We'll this car did / does have ABS ... what is the difference between an ABS booster and not ?


----------



## dtbaker (Jan 5, 2008)

I can't imagine ABS having an affect at rest.... The pulses during a skid condition would probably empty your tank and leave you with no power assist. Assuming your chip still talks to your abs.

regardless, I would bet on a pinhole in your booster, OR that very last fitting is leaking.


----------



## electromet (Oct 20, 2009)

300,

I'm not exactly a rocket scientist when it comes to electronics, but there may be sensors and/or pulse generators in the ecu that are looking for a very specific vaccuum value in order for the system to function properly. There are a couple guys on this forum that actually enjoy hacking into ecu's. They might have some answers before you run out for that booster.


----------



## electromet (Oct 20, 2009)

I think dtbaker and myself are in some kind of mind meld. I think I'll let him respond on his own next time.


----------



## 300zxev (Dec 5, 2008)

I have removed the main ECU and wiring harness long ago ...
I believe there may be a separate computer for the abs which I haven't touched ...


----------



## Tom W (Jun 9, 2008)

Do you have the heater/AC controls hooked to the vacuum hoses?

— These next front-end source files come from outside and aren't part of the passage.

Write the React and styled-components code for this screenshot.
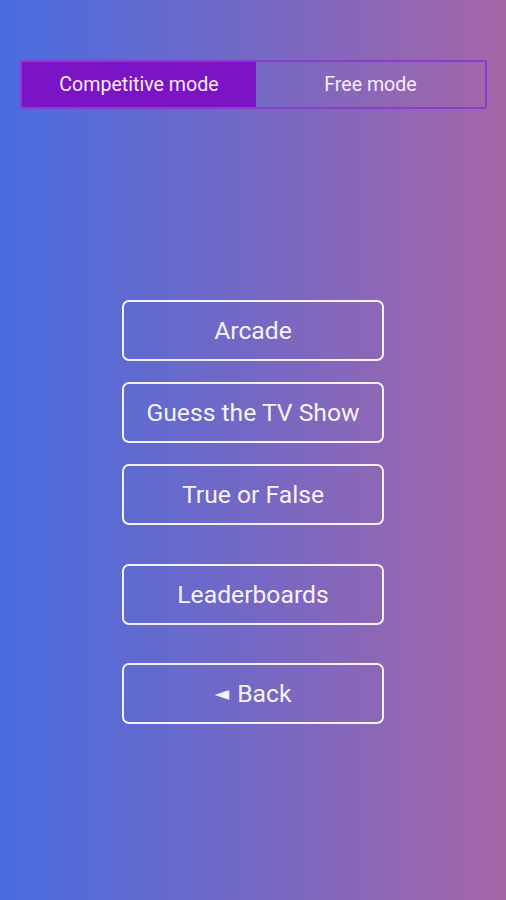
import React from 'react'
import styled, {createGlobalStyle} from 'styled-components'

const Global = createGlobalStyle`
  html, body {
    margin: 0;
    padding: 0;
  }
  body {
    font-family: Roboto, "Noto Sans", "Liberation Sans", sans-serif;
  }
`

const Screen = styled.div`
  min-height: 900px;
  width: 100%;
  box-sizing: border-box;
  padding: 60px 19px 0 20px;
  display: flex;
  flex-direction: column;
  background: linear-gradient(90deg, #496ce0 0%, #7468c4 50%, #a666a8 100%);
`

const Tabs = styled.div`
  display: grid;
  grid-template-columns: 234px 1fr;
  height: 49px;
  box-sizing: border-box;
  border: 2px solid #8a3ccf;
  border-radius: 3px;
  overflow: hidden;
`

const Tab = styled.div`
  display: flex;
  align-items: center;
  justify-content: center;
  color: #f4ecfb;
  font-size: 19.6px;
  background: ${p => (p.$active ? '#7a14c4' : 'transparent')};
`

const Menu = styled.div`
  display: flex;
  flex-direction: column;
  align-items: center;
  margin-top: 191px;
  margin-right: 1px;
`

const MenuButton = styled.button`
  width: 262px;
  height: 61px;
  box-sizing: border-box;
  border: 2px solid #f4f0fa;
  border-radius: 7px;
  background: transparent;
  color: #f6f2fb;
  font-family: inherit;
  font-size: 24.7px;
  margin-top: ${p => p.$gap || 0}px;
  display: flex;
  align-items: center;
  justify-content: center;
  gap: 8px;
`

const Arrow = styled.span`
  font-size: 19px;
  line-height: 1;
  font-family: "DejaVu Sans", sans-serif;
`

export default function App() {
  return (
    <Screen>
      <Global />
      <Tabs>
        <Tab $active>Competitive mode</Tab>
        <Tab>Free mode</Tab>
      </Tabs>
      <Menu>
        <MenuButton>Arcade</MenuButton>
        <MenuButton $gap={21}>Guess the TV Show</MenuButton>
        <MenuButton $gap={21}>True or False</MenuButton>
        <MenuButton $gap={39}>Leaderboards</MenuButton>
        <MenuButton $gap={38}><Arrow>◄</Arrow>Back</MenuButton>
      </Menu>
    </Screen>
  )
}
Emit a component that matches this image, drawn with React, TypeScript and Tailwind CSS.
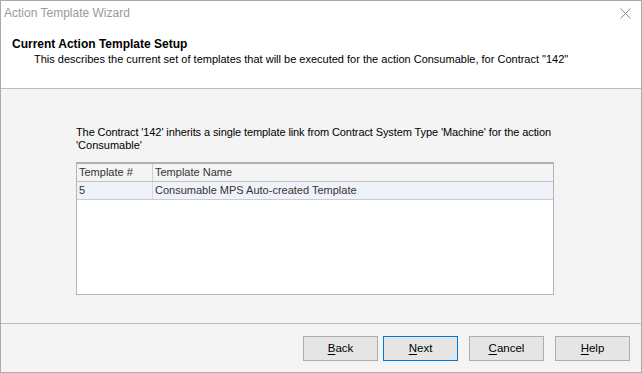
import React from "react";

const font = { fontFamily: '"Liberation Sans", Arial, sans-serif' };

function Btn({ label, primary }: { label: string; primary?: boolean }) {
  return (
    <div
      className={`w-[75px] h-[25px] flex items-center justify-center text-[11.5px] text-black bg-[#e5e5e5] border ${
        primary ? "border-[#0078d7]" : "border-[#adadad]"
      }`}
    >
      <span>
        <span className="underline underline-offset-2">{label[0]}</span>
        {label.slice(1)}
      </span>
    </div>
  );
}

export default function App() {
  return (
    <div style={font} className="w-[642px] h-[373px] border border-[#aaaaaa] bg-[#f4f4f4] flex flex-col overflow-hidden">
      <div className="h-[88px] bg-white border-b border-[#bcbcbc] flex flex-col shrink-0">
        <div className="flex items-start justify-between pl-[3px] pr-[10px] pt-[4px] h-[36px]">
          <span className="text-[12px] text-[#9a9a9a] leading-[16px]">Action Template Wizard</span>
          <svg width="11" height="11" viewBox="0 0 11 11" className="mt-[3px]">
            <path d="M0.5 0.5 L10.5 10.5 M10.5 0.5 L0.5 10.5" stroke="#8a8a8a" strokeWidth="1" />
          </svg>
        </div>
        <div className="pl-[11px] text-[12px] font-bold leading-[15px] text-black">Current Action Template Setup</div>
        <div className="pl-[33px] text-[11px] leading-[15px] text-black whitespace-nowrap">
          This describes the current set of templates that will be executed for the action Consumable, for Contract "142"
        </div>
      </div>
      <div className="flex-1 flex flex-col pl-[75px] pr-[87px] pt-[37px]">
        <div className="text-[11px] leading-[13px] text-black w-[478px]">
          <span className="whitespace-nowrap tracking-[-0.1px]">
            The Contract '142' inherits a single template link from Contract System Type 'Machine' for the action
          </span>
          <br />
          'Consumable'
        </div>
        <div className="mt-[10px] h-[133px] w-[478px] border border-[#b4b4b4] border-t-2 border-t-[#b0b0b0] bg-white flex flex-col">
          <div className="flex h-[18px] bg-[#f4f4f4] border-b border-[#c4c4c4] text-[11px] text-[#333333]">
            <div className="w-[76px] border-r border-[#d0d0d0] pl-[2px] leading-[17px]">Template #</div>
            <div className="flex-1 pl-[2px] leading-[17px]">Template Name</div>
          </div>
          <div className="flex h-[18px] bg-[#eff3f9] border-b border-[#c8cdd4] text-[11px] text-[#333333]">
            <div className="w-[76px] border-r border-[#d6d9de] pl-[2px] leading-[17px]">5</div>
            <div className="flex-1 pl-[2px] leading-[17px]">Consumable MPS Auto-created Template</div>
          </div>
        </div>
      </div>
      <div className="h-[49px] border-t border-[#bcbcbc] flex items-start justify-end pt-[12px] pr-[11px] shrink-0">
        <Btn label="Back" />
        <div className="ml-[5px]">
          <Btn label="Next" primary />
        </div>
        <div className="ml-[11px]">
          <Btn label="Cancel" />
        </div>
        <div className="ml-[11px]">
          <Btn label="Help" />
        </div>
      </div>
    </div>
  );
}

If so, make sure they are in the off position and check vacuum.


----------



## PhantomPholly (Aug 20, 2008)

> not getting vacuum


Well, that sucks!


----------



## 300zxev (Dec 5, 2008)

Hi Tom

There aren't any additional vacuum lines connected in my circuit all the way to the brake booster ... ...

I haven't had a great look but didn't think there were any other lines going into the booster either ...

Checking the workshop manual there is a diagram of the brake booster removed and being tested with a handheld vacuum gauge ... So that would imply the booster should be holding the vacuum on its own ...

When the rain clears up I might attempt to remove the booster and take it somewhere to have it reconditioned ... ... hopefully they will have one of those handheld vacuum testers and be able to tell me it needs work ... ...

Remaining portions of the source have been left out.